In looking at another example, suppose Vivian, your benefactor, is a visual person. Of course, you are not. Vivian starts off well with simple directions. Vivian instructs you to exit 610 at Sheppard, take a right, and go 6 blocks. Now, it starts to get complicated. Vivian, too, has traveled to these destinations many times before, and there is a street sign down at a crucial turn. Vivian says, “You know the Quickie, convenience store, on the corner?” You say, “No.” “The convenience store with the yellow sign that you pass on the way,” continues Vivian. You are silent. Vivian, being helpful, “You have to start looking because your turn is just past the convenience store,” says Vivian. Again, you interject, “I have never seen a convenience store in that area.” Vivian keeps talking because oral language often cannot compete against the visual images in Vivian’s mind. Vivian is still picturing the Quickie store. Vivian cannot fully comprehend that you do cannot picture the store as clearly as she does. “You have to start looking because your right turn is just past the convenience store,” finishes Vivian. As a naturally auditory or kinesthetic person, you never paid any attention to the convenience store because it did not have relevance for you. You are concerned along your drive that you may miss the turn. You proceed along because the directions given to you state the street to turn on is located after the convenience store. You arrive at your destination after anxiously looking for the convenience store. Thus, you are not a confident driver. Because you spent so much time looking for the convenience store, your attention was diverted from the route. You will not remember how to get back to this location on another occasion.

Many children muddle through assignments that could have been made simpler with learning style enhancements. They feel discontented with their education. The most dissatisfied students drop-out when the frustration of the educational system overcomes the promise of a bright future.

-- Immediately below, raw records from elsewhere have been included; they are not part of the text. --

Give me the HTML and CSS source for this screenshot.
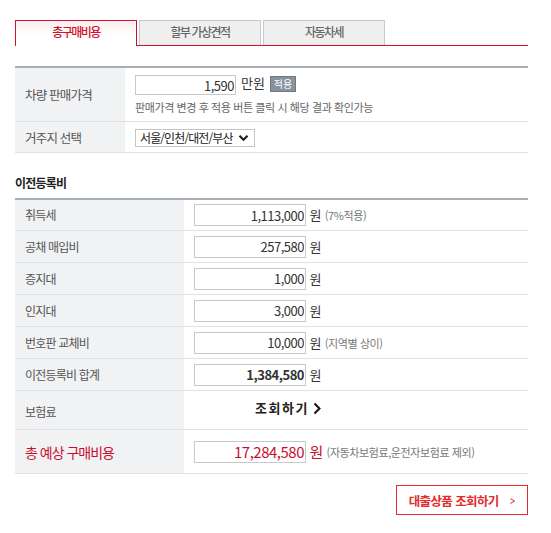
FILE: index.html
```html
<!DOCTYPE html>
<html lang="ko">
<head>
    <meta charset="UTF-8">
    <meta name="viewport" content="width=device-width, initial-scale=1.0">
    <title>총 구매비용</title>
    <link rel="stylesheet" href="styles.css">
</head>
<body>
    <div class="wrap">
        <ul class="tabs">
            <li class="tab on">총구매비용</li>
            <li class="tab">할부 가상견적</li>
            <li class="tab">자동차세</li>
        </ul>

        <table class="calc calc-top">
            <tr>
                <th>차량 판매가격</th>
                <td>
                    <div class="line">
                        <input type="text" class="num num-price" value="1,590">
                        <span class="unit unit-big">만원</span>
                        <button class="btn-apply">적용</button>
                    </div>
                    <p class="help">판매가격 변경 후 적용 버튼 클릭 시 해당 결과 확인가능</p>
                </td>
            </tr>
            <tr>
                <th>거주지 선택</th>
                <td>
                    <div class="select">
                        <span>서울/인천/대전/부산</span>
                        <svg width="11" height="8" viewBox="0 0 11 8"><path d="M1.5 1.8 5.5 5.8 9.5 1.8" fill="none" stroke="#222" stroke-width="2.2"/></svg>
                    </div>
                </td>
            </tr>
        </table>

        <h3 class="sub-title">이전등록비</h3>

        <table class="calc calc-fee">
            <tr>
                <th>취득세</th>
                <td><input type="text" class="num" value="1,113,000"> <span class="unit">원</span> <span class="note">(7%적용)</span></td>
            </tr>
            <tr>
                <th>공채 매입비</th>
                <td><input type="text" class="num" value="257,580"> <span class="unit">원</span></td>
            </tr>
            <tr>
                <th>증지대</th>
                <td><input type="text" class="num" value="1,000"> <span class="unit">원</span></td>
            </tr>
            <tr>
                <th>인지대</th>
                <td><input type="text" class="num" value="3,000"> <span class="unit">원</span></td>
            </tr>
            <tr>
                <th>번호판 교체비</th>
                <td><input type="text" class="num" value="10,000"> <span class="unit">원</span> <span class="note">(지역별 상이)</span></td>
            </tr>
            <tr>
                <th>이전등록비 합계</th>
                <td><input type="text" class="num num-sum" value="1,384,580"> <span class="unit">원</span></td>
            </tr>
            <tr class="row-ins">
                <th>보험료</th>
                <td><a class="link-ins" href="#">조회하기 <svg width="9" height="13" viewBox="0 0 9 13"><path d="M1.5 1.5 6.5 6.5 1.5 11.5" fill="none" stroke="#111" stroke-width="2"/></svg></a></td>
            </tr>
            <tr class="row-total">
                <th>총 예상 구매비용</th>
                <td><input type="text" class="num num-total" value="17,284,580"> <span class="unit">원</span> <span class="note">(자동차보험료,운전자보험료 제외)</span></td>
            </tr>
        </table>

        <div class="btn-area">
            <a class="btn-loan" href="#">대출상품 조회하기 <span class="arr">&gt;</span></a>
        </div>
    </div>
</body>
</html>
```

FILE: styles.css
```css
* {
    box-sizing: border-box;
}
body {
    margin: 0;
    font-family: "Noto Sans CJK KR", "Noto Sans", sans-serif;
    color: #333;
    background: #fff;
}
.wrap {
    width: 513px;
    margin: 20px 0 0 15px;
}
.tabs {
    display: flex;
    gap: 2px;
    list-style: none;
    margin: 0;
    padding: 0;
    height: 26px;
    border-bottom: 1px solid #d2112e;
}
.tab {
    width: 122px;
    height: 25px;
    line-height: 22px;
    text-align: center;
    font-size: 12px;
    font-weight: 500;
    letter-spacing: -1.5px;
    color: #666;
    background: #efefef;
    border: 1px solid #c5cad2;
    border-bottom: none;
}
.tab.on {
    height: 26px;
    color: #d2112e;
    background: linear-gradient(#fbeeee, #fff 60%);
    border: 1px solid #d2112e;
    border-bottom: none;
}
.calc {
    width: 100%;
    border-collapse: collapse;
    border-top: 2px solid #a9adb6;
}
.calc-top {
    margin-top: 20px;
}
.calc th {
    text-align: left;
    font-weight: normal;
    font-size: 12px;
    line-height: 20px;
    letter-spacing: -0.8px;
    color: #555;
    background: #f1f2f4;
    padding: 0 0 0 10px;
    border-bottom: 1px solid #e1e1e1;
}
.calc td {
    padding: 0 0 0 10px;
    border-bottom: 1px solid #e1e1e1;
    font-size: 12px;
    line-height: 20px;
}
.calc-top th {
    width: 110px;
    font-size: 12.5px;
}
.calc-top tr:first-child th {
    padding-top: 2px;
}
.calc-top tr:first-child td {
    height: 54px;
    padding-top: 7px;
    vertical-align: top;
}
.calc-top tr:last-child th {
    padding-top: 2px;
}
.calc-top tr:last-child td {
    height: 31px;
}
.line {
    display: flex;
    align-items: center;
    gap: 5px;
}
.num {
    width: 112px;
    height: 22px;
    padding: 0 1px 0 0;
    border: 1px solid #c8c8c8;
    font-family: inherit;
    font-size: 13px;
    letter-spacing: -0.5px;
    text-align: right;
    color: #333;
    vertical-align: middle;
}
.num-price {
    width: 101px;
    height: 20px;
}
.unit {
    font-size: 13px;
    color: #333;
    vertical-align: middle;
}
.unit-big {
    margin-top: -4px;
}
.btn-apply {
    height: 16px;
    width: 26px;
    padding: 0;
    margin-top: -3px;
    border: 1px solid #6f7782;
    background: #8a929e;
    color: #fff;
    font-family: inherit;
    font-size: 10px;
    line-height: 13px;
}
.help {
    margin: 2px 0 0;
    font-size: 11px;
    letter-spacing: -0.4px;
    color: #666;
}
.select {
    display: inline-flex;
    align-items: center;
    gap: 5px;
    width: 120px;
    height: 18px;
    padding: 0 0 0 4px;
    border: 1px solid #c5c5c5;
    font-size: 12px;
    letter-spacing: -0.9px;
    white-space: nowrap;
    color: #222;
    vertical-align: middle;
}
.sub-title {
    margin: 21px 0 7px;
    font-size: 12px;
    font-weight: bold;
    letter-spacing: -0.8px;
    color: #222;
}
.calc-fee th {
    width: 169px;
}
.calc-fee td {
    height: 32px;
}
.note {
    font-size: 11px;
    letter-spacing: -0.4px;
    color: #777;
    vertical-align: middle;
}
.num-sum {
    font-weight: bold;
}
.row-ins th {
    padding-top: 4px;
}
.row-ins td {
    height: 39px;
    padding-bottom: 4px;
}
.link-ins {
    display: inline-flex;
    align-items: center;
    gap: 4px;
    margin-left: 61px;
    font-size: 13px;
    font-weight: bold;
    letter-spacing: 1.5px;
    color: #222;
    text-decoration: none;
}
.row-total th {
    font-size: 14px;
    letter-spacing: -1px;
    color: #c8102e;
}
.row-total td {
    height: 44px;
}
.num-total {
    font-size: 15px;
    color: #c8102e;
}
.row-total .unit {
    font-size: 15px;
    color: #c8102e;
}
.btn-area {
    display: flex;
    justify-content: flex-end;
    margin-top: 11px;
}
.btn-loan {
    display: flex;
    align-items: center;
    justify-content: center;
    gap: 10px;
    width: 132px;
    height: 30px;
    border: 1px solid #e42a2a;
    font-size: 12.5px;
    font-weight: bold;
    letter-spacing: -0.6px;
    color: #e42a2a;
    text-decoration: none;
}
.arr {
    font-weight: normal;
    font-size: 13px;
    transform: scaleX(0.7);
}
```
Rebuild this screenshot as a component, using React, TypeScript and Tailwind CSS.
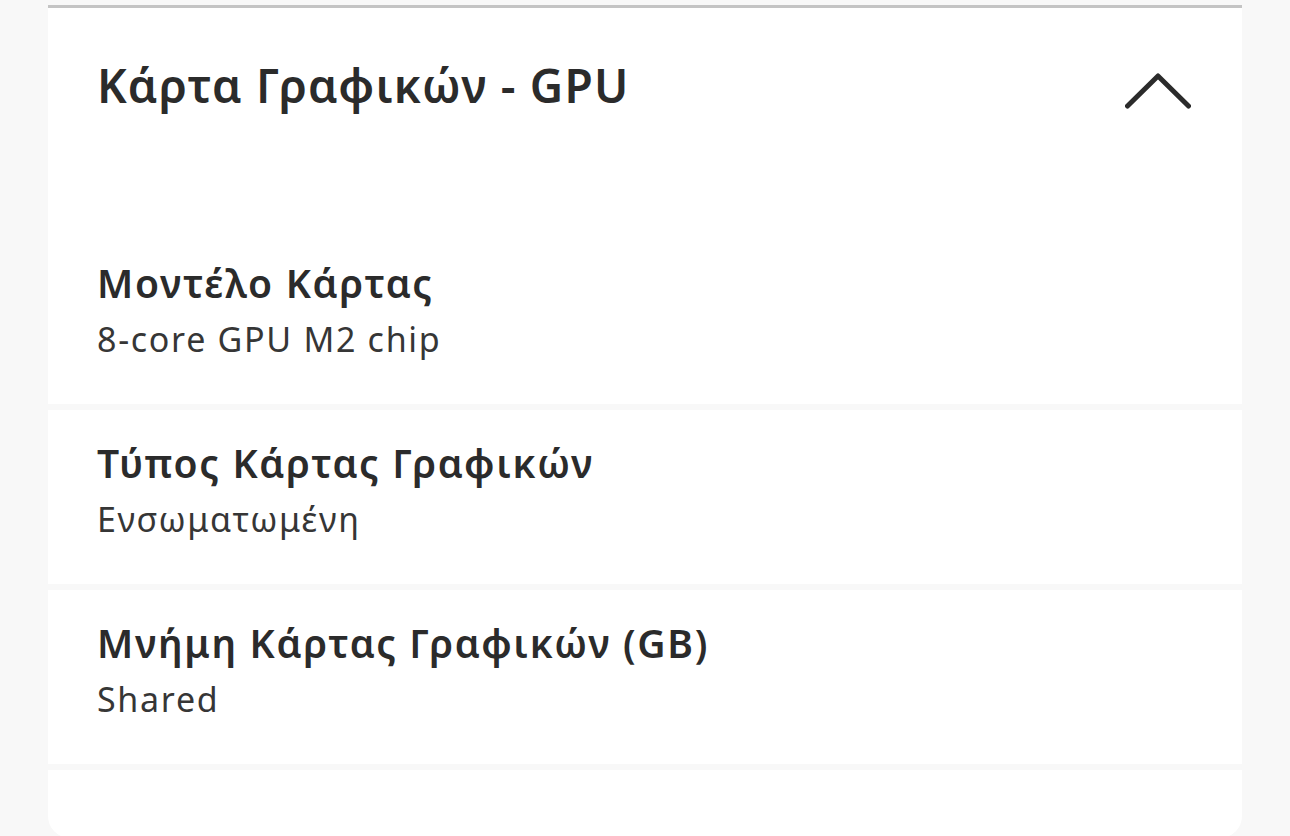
const rows = [
  { label: 'Τύπος Κάρτας Γραφικών', value: 'Ενσωματωμένη' },
  { label: 'Μνήμη Κάρτας Γραφικών (GB)', value: 'Shared' },
];

function Spec({ label, value }: { label: string; value: string }) {
  return (
    <div className="flex flex-col pt-[31px]">
      <div className="text-[39px] font-semibold leading-[44px] tracking-[1.7px] text-[#2b2b2b]">{label}</div>
      <div className="text-[34px] leading-[40px] tracking-[1.7px] mt-[14px] text-[#363636]">{value}</div>
    </div>
  );
}

export default function App() {
  return (
    <div
      className="h-[836px] overflow-hidden bg-[#f8f8f8] px-[48px] pt-[5px]"
      style={{ fontFamily: '"Noto Sans", "DejaVu Sans", sans-serif' }}
    >
      <div className="flex flex-col gap-[6px]">
        {/* header + first spec */}
        <div className="bg-white border-t-[3px] border-[#c4c4c4] pl-[49px] pr-[51px] h-[399px] flex flex-col">
          <div className="flex items-start justify-between pt-[49px] h-[222px]">
            <h2 className="text-[46px] font-semibold leading-[56px] tracking-[1.2px] text-[#2b2b2b]">Κάρτα Γραφικών - GPU</h2>
            <svg width="66" height="36" viewBox="0 0 66 36" className="mt-[16px]" fill="none">
              <path d="M2.5 33 L33 3 L63.5 33" stroke="#2b2b2b" strokeWidth="5" strokeLinecap="round" strokeLinejoin="round" />
            </svg>
          </div>
          <Spec label="Μοντέλο Κάρτας" value="8-core GPU M2 chip" />
        </div>
        {rows.map(r => (
          <div key={r.label} className="bg-white pl-[49px] h-[174px]">
            <Spec label={r.label} value={r.value} />
          </div>
        ))}
        <div className="bg-white h-[68px] rounded-b-[22px]" />
      </div>
    </div>
  );
}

Our children depend on parents, teachers, administrators, curriculum writers and textbook manufacturers to get them to their destination. What often gets overlooked is that many children go through schooling not achieving their full potential. Their best is substituted for arriving at a precise answer or getting an acceptable test score. Instructions are given to children via textbook, classroom instruction, and so on that takes for granted the needs of different learning styles. As parents, we want our children to learn and enjoy their educational journey. During a journey filled with engaging examples and study aids that best fit how they learn, children thrive. Developing solid learning foundations early based on self-awareness of auditory, kinesthetic and visual learning styles will be helpful in school adaptions, doing homework, and studying independently later in life. Teaching to learning styles produce lifelong learners who actually enjoy learning.